Motivational speaker Cavett Roberts once told me that one of the secrets of his trade was "Don't change the speech, change the audience."
Mayor Willie Herenton made his latest pitch for consolidation this week to a Memphis City Council that includes nine freshman members and a Shelby County Commission whose five most senior members were forced out in 2006 by term limits.
"I am not on an ego trip," he said. "Consolidation of the governments is more important than any of our political aspirations."
Herenton said he isn't basing his pitch strictly on savings but believes "in the long term it is a more efficient government and will cost the taxpayers less."

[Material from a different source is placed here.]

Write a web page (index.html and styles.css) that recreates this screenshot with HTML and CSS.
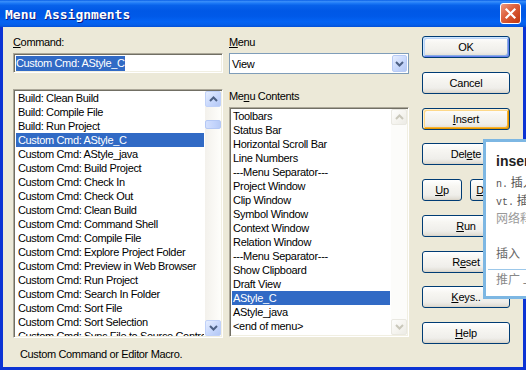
FILE: index.html
```html
<!DOCTYPE html>
<html>
<head>
<meta charset="utf-8">
<title>Menu Assignments</title>
<link rel="stylesheet" href="styles.css">
</head>
<body>
<div class="window">
  <div class="titlebar">
    <span class="title">Menu Assignments</span>
    <span class="close"><svg width="13" height="13" viewBox="0 0 13 13"><path d="M2.5 2.5 L10.5 10.5 M10.5 2.5 L2.5 10.5" stroke="#fff" stroke-width="2.2" stroke-linecap="square"/></svg></span>
  </div>
  <div class="frame">
    <div class="body">
      <div class="main">
        <div class="col-left">
          <div class="label"><u>C</u>ommand:</div>
          <div class="edit"><span class="sel-text">Custom Cmd: AStyle_C</span></div>
          <div class="list list-cmd">
            <div class="items">
              <div class="item">Build: Clean Build</div>
              <div class="item">Build: Compile File</div>
              <div class="item">Build: Run Project</div>
              <div class="item sel">Custom Cmd: AStyle_C</div>
              <div class="item">Custom Cmd: AStyle_java</div>
              <div class="item">Custom Cmd: Build Project</div>
              <div class="item">Custom Cmd: Check In</div>
              <div class="item">Custom Cmd: Check Out</div>
              <div class="item">Custom Cmd: Clean Build</div>
              <div class="item">Custom Cmd: Command Shell</div>
              <div class="item">Custom Cmd: Compile File</div>
              <div class="item">Custom Cmd: Explore Project Folder</div>
              <div class="item">Custom Cmd: Preview in Web Browser</div>
              <div class="item">Custom Cmd: Run Project</div>
              <div class="item">Custom Cmd: Search In Folder</div>
              <div class="item">Custom Cmd: Sort File</div>
              <div class="item">Custom Cmd: Sort Selection</div>
              <div class="item">Custom Cmd: Sync File to Source Control</div>
            </div>
            <div class="vscroll">
              <div class="sbtn"><svg width="9" height="6" viewBox="0 0 9 6"><path d="M1 5 L4.5 1.5 L8 5" fill="none" stroke="#4D6185" stroke-width="2"/></svg></div>
              <div class="track"><div class="thumb"></div></div>
              <div class="sbtn"><svg width="9" height="6" viewBox="0 0 9 6"><path d="M1 1 L4.5 4.5 L8 1" fill="none" stroke="#4D6185" stroke-width="2"/></svg></div>
            </div>
          </div>
        </div>
        <div class="col-mid">
          <div class="label"><u>M</u>enu</div>
          <div class="combo">
            <span class="combo-text">View</span>
            <span class="cbtn"><svg width="9" height="6" viewBox="0 0 9 6"><path d="M1 1 L4.5 4.5 L8 1" fill="none" stroke="#4D6185" stroke-width="2"/></svg></span>
          </div>
          <div class="label label-contents">Me<u>n</u>u Contents</div>
          <div class="list list-menu">
            <div class="items">
              <div class="item">Toolbars</div>
              <div class="item">Status Bar</div>
              <div class="item">Horizontal Scroll Bar</div>
              <div class="item">Line Numbers</div>
              <div class="item">---Menu Separator---</div>
              <div class="item">Project Window</div>
              <div class="item">Clip Window</div>
              <div class="item">Symbol Window</div>
              <div class="item">Context Window</div>
              <div class="item">Relation Window</div>
              <div class="item">---Menu Separator---</div>
              <div class="item">Show Clipboard</div>
              <div class="item">Draft View</div>
              <div class="item sel">AStyle_C</div>
              <div class="item">AStyle_java</div>
              <div class="item">&lt;end of menu&gt;</div>
            </div>
            <div class="vscroll vscroll-dis">
              <div class="sbtn"><svg width="9" height="6" viewBox="0 0 9 6"><path d="M1 5 L4.5 1.5 L8 5" fill="none" stroke="#C9C7BA" stroke-width="2"/></svg></div>
              <div class="track"></div>
              <div class="sbtn"><svg width="9" height="6" viewBox="0 0 9 6"><path d="M1 1 L4.5 4.5 L8 1" fill="none" stroke="#C9C7BA" stroke-width="2"/></svg></div>
            </div>
          </div>
        </div>
        <div class="col-btns">
          <div class="btn btn-default">OK</div>
          <div class="btn">Cancel</div>
          <div class="btn btn-hot"><u>I</u>nsert</div>
          <div class="btn">Del<u>e</u>te</div>
          <div class="btn-row">
            <div class="btn btn-sm"><u>U</u>p</div>
            <div class="btn btn-sm"><u>D</u>own</div>
          </div>
          <div class="btn"><u>R</u>un</div>
          <div class="btn">R<u>e</u>set</div>
          <div class="btn"><u>K</u>eys..</div>
          <div class="btn"><u>H</u>elp</div>
        </div>
      </div>
      <div class="status">Custom Command or Editor Macro.</div>
    </div>
  </div>
  <div class="tooltip">
    <div class="tt-word">insert</div>
    <div class="tt-line tt-def tt-first"><span class="tt-pos">n.</span> 插入物</div>
    <div class="tt-line tt-def"><span class="tt-pos">vt.</span> 插入</div>
    <div class="tt-line tt-web">网络释义</div>
    <div class="tt-line tt-plain">插入</div>
    <div class="tt-sep"></div>
    <div class="tt-line tt-promo">推广 上</div>
  </div>
</div>
</body>
</html>
```
FILE: styles.css
```css
* { box-sizing: border-box; }
html, body { margin: 0; padding: 0; }
body {
  width: 526px;
  height: 370px;
  overflow: hidden;
  font-family: "Liberation Sans", Arial, sans-serif;
  font-size: 11px;
  color: #000;
}
u { text-decoration: underline; text-underline-offset: 1px; }

.window {
  position: relative;
  width: 526px;
  height: 370px;
  display: flex;
  flex-direction: column;
  background: #0B33D4;
  overflow: hidden;
}

.titlebar {
  flex: none;
  height: 27px;
  display: flex;
  align-items: center;
  justify-content: space-between;
  padding: 0 5px 0 5px;
  background: linear-gradient(to bottom, #0A5FE6 0%, #3A8FFA 6%, #1C79F6 12%, #0862EA 20%, #0058E6 40%, #0059E8 60%, #0463F3 80%, #055FEA 92%, #0450D6 100%);
}
.title {
  margin-top: 2px;
  font-family: "DejaVu Sans Mono", monospace;
  font-weight: bold;
  font-size: 13px;
  color: #fff;
  text-shadow: 1px 1px 0 #0A1A80;
}
.close {
  width: 21px;
  height: 21px;
  border: 1px solid #fff;
  border-radius: 3px;
  background: linear-gradient(135deg, #EE9A80 0%, #DE6340 40%, #CF4A24 70%, #C0380F 100%);
  display: flex;
  align-items: center;
  justify-content: center;
}

.frame {
  flex: 1;
  display: flex;
  padding: 0 3px 3px 3px;
}
.body {
  flex: 1;
  background: #ECE9D8;
  display: flex;
  flex-direction: column;
  padding: 8px 0 0 10px;
}

.main {
  display: flex;
  align-items: flex-start;
}
.col-left {
  width: 210px;
  display: flex;
  flex-direction: column;
}
.col-mid {
  width: 180px;
  margin-left: 6px;
  display: flex;
  flex-direction: column;
}
.col-btns {
  width: 88px;
  margin-left: 13px;
  margin-top: 1px;
  display: flex;
  flex-direction: column;
  gap: 13.75px;
}

.label {
  height: 14px;
  line-height: 14px;
  letter-spacing: -0.35px;
  margin-bottom: 4px;
  white-space: nowrap;
}
.label-contents {
  margin-top: 15px;
  margin-bottom: 4px;
}

.edit {
  height: 20px;
  background: #fff;
  border: 1px solid;
  border-color: #ACA899 #FFFFFF #FFFFFF #ACA899;
  box-shadow: inset 1px 1px 0 #716F64, inset -1px -1px 0 #F1EFE2;
  padding: 2px 0 0 2px;
}
.sel-text {
  display: inline-block;
  height: 15px;
  line-height: 15px;
  background: #316AC5;
  color: #fff;
  letter-spacing: -0.35px;
  white-space: nowrap;
}

.combo {
  height: 21px;
  background: #fff;
  border: 1px solid #7F9DB9;
  display: flex;
  align-items: center;
  padding-left: 2px;
}
.combo-text {
  flex: 1;
  line-height: 14px;
  letter-spacing: -0.3px;
}
.cbtn {
  width: 15px;
  height: 17px;
  margin-right: 1px;
  border: 1px solid #B8CBF5;
  border-radius: 2px;
  background: linear-gradient(135deg, #E6EEFF 0%, #C8D8FC 55%, #B4C8F5 100%);
  display: flex;
  align-items: center;
  justify-content: center;
}

.list {
  background: #fff;
  border: 1px solid;
  border-color: #ACA899 #FFFFFF #FFFFFF #ACA899;
  box-shadow: inset 1px 1px 0 #716F64, inset -1px -1px 0 #F1EFE2;
  padding: 1px;
  display: flex;
}
.list-cmd {
  height: 249px;
  margin-top: 16px;
}
.list-menu {
  height: 230px;
}
.items {
  flex: 1;
  overflow: hidden;
  padding: 0 1px;
}
.item {
  height: 14px;
  line-height: 14px;
  padding-left: 2px;
  white-space: nowrap;
  overflow: hidden;
  letter-spacing: -0.35px;
}
.list-menu .item {
  padding-left: 1px;
  letter-spacing: -0.3px;
}
.item.sel {
  background: #316AC5;
  color: #fff;
}

.vscroll {
  width: 16px;
  display: flex;
  flex-direction: column;
  background: linear-gradient(to right, #F3F1EC, #FEFEFB);
}
.track {
  flex: 1;
}
.sbtn {
  height: 16px;
  border: 1px solid #C0D1F8;
  border-radius: 2px;
  background: linear-gradient(135deg, #E6EEFF 0%, #C8D8FC 55%, #B4C8F5 100%);
  display: flex;
  align-items: center;
  justify-content: center;
}
.thumb {
  margin-top: 13px;
  height: 9px;
  border: 1px solid #B4C8F5;
  border-radius: 2px;
  background: linear-gradient(to right, #D4E0FD, #C3D4FC 60%, #B8CBF6);
}
.vscroll-dis {
  background: #FCFCFA;
}
.vscroll-dis .sbtn {
  border-color: #E9E8E1;
  background: linear-gradient(135deg, #FDFDFC 0%, #F4F3EE 60%, #ECEBE5 100%);
}

.btn {
  height: 22px;
  border: 1px solid #003C74;
  border-radius: 3px;
  background: linear-gradient(to bottom, #FFFFFF 0%, #F7F6F2 30%, #EFEEEA 75%, #E3E0D8 92%, #D6D0C5 100%);
  display: flex;
  align-items: center;
  justify-content: center;
  line-height: 14px;
  letter-spacing: -0.2px;
  white-space: nowrap;
}
.btn-default {
  box-shadow: inset 1px 1px 0 #CEE7FF, inset -1px -1px 0 #6982EE, inset 2px 2px 0 #BCD4F6, inset -2px -2px 0 #89ADE4;
}
.btn-hot {
  box-shadow: inset 1px 1px 0 #FFF0CF, inset -1px -1px 0 #E59700, inset 2px 2px 0 #FDD889, inset -2px -2px 0 #F8B330;
}
.btn-row {
  display: flex;
  gap: 8px;
}
.btn-sm {
  width: 40px;
}

.status {
  margin-top: 3px;
  padding-left: 7px;
  height: 14px;
  line-height: 14px;
  letter-spacing: -0.35px;
}

.tooltip {
  position: absolute;
  left: 483px;
  top: 139px;
  width: 80px;
  height: 160px;
  background: #fff;
  border: 3px solid #7DB7E3;
  padding: 11px 0 0 10px;
  overflow: hidden;
  white-space: nowrap;
  font-family: "Noto Sans CJK SC", sans-serif;
}
.tt-word {
  height: 16px;
  line-height: 16px;
  font-family: "Liberation Sans", Arial, sans-serif;
  font-weight: bold;
  font-size: 14px;
  color: #222;
}
.tt-line {
  height: 18px;
  padding-top: 2px;
  line-height: 14px;
  font-size: 12px;
}
.tt-def {
  color: #555;
}
.tt-first {
  margin-top: 4px;
}
.tt-pos {
  font-family: "Liberation Mono", monospace;
  font-size: 10px;
}
.tt-web {
  color: #999;
}
.tt-plain {
  margin-top: 17px;
  color: #666;
}
.tt-sep {
  margin-top: 7px;
  margin-left: -8px;
  height: 1px;
  background: #9CC8EA;
}
.tt-promo {
  color: #888;
}
```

The fifth-term mayor has made the pitch several times, and he has the newspaper clippings to prove it. In 1993, two years after he was elected, he gave an interview to New York Times reporter Ronald Smothers in which he proposed that Memphis merge with Shelby County by surrendering its charter. He presented a different path to consolidation in 2002, suggesting that a vote could be held in 2004. Six years and two city elections later, Herenton again plugged consolidation in his speech to the Memphis Rotary Club in January. This time, consolidation was one of several New Year's proposals, including a new convention center.
Most recently, in a Flyer interview in September, the mayor said he and business leaders will work for consolidation in 2009 with an eye toward creating a referendum in 2010 and a metro mayoral election — thereby bumping his own retirement ahead by one year, since he would not seek the job.
In this scenario, the presumptive metro mayor would be the current county mayor, A C Wharton. He is restricted by term limits from running again for that office. He could, however, run for city or metro mayor, and he recently formed a fund-raising committee.
Wharton is as popular as Herenton is unpopular. He was in Nashville Tuesday when Herenton spoke to the council and commission, but he has spoken in favor of consolidation at other public meetings. Popular he may be, but if he can't persuade the County Commission to give up the Pyramid for $5 million, then how will anyone get them to give up their jobs?
Candidate Wharton would have opponents such as Carol Chumney, who got 35 percent of the vote in the city mayor's race in 2007, and probably others running as anti-consolidation candidates. A referendum on consolidation would bring them out in droves.
Herenton has always predicted that consolidation would occur when there was a financial crisis in local government. Now we have a crisis on the horizon, and at least one longtime Herenton critic agrees with him.
"He can't sell it, but it will get done," said suburban developer Jackie Welch. "We'd be better off if we had one mayor and one council. If they freeze the school system boundaries, then I think everything else would work out."
Walter Bailey, who was a county commissioner for three decades, disagrees.
"The anti-consolidation forces are locked in their position," he said. "Their justification doesn't hinge so much on the economy as wanting to keep themselves separate from the city."
A case can be made that a crisis would divide voters rather than unite them — witness the tenor of the presidential campaign and the rough passage of the bailout bill.
A consolidation plan might well look sort of like a bailout bill in reverse. The bailout bill was loaded up with pork-barrel inclusions to satisfy reluctant congressmen. A consolidation proposal would be loaded up with exclusions for schools, unions, and law enforcement. Savings and efficiencies, if any, would be years in the future, while the crisis festered.
Government and real estate are right up there with FedEx as engines of the local economy. Real estate is broken, and the tax base is threatened. Welch says builders can't even get people to come to open houses, much less buy a new house. Government jobs are patronage plums and safe harbors in this economy. In 17 years as mayor, Herenton has not proposed cutting a significant number of them.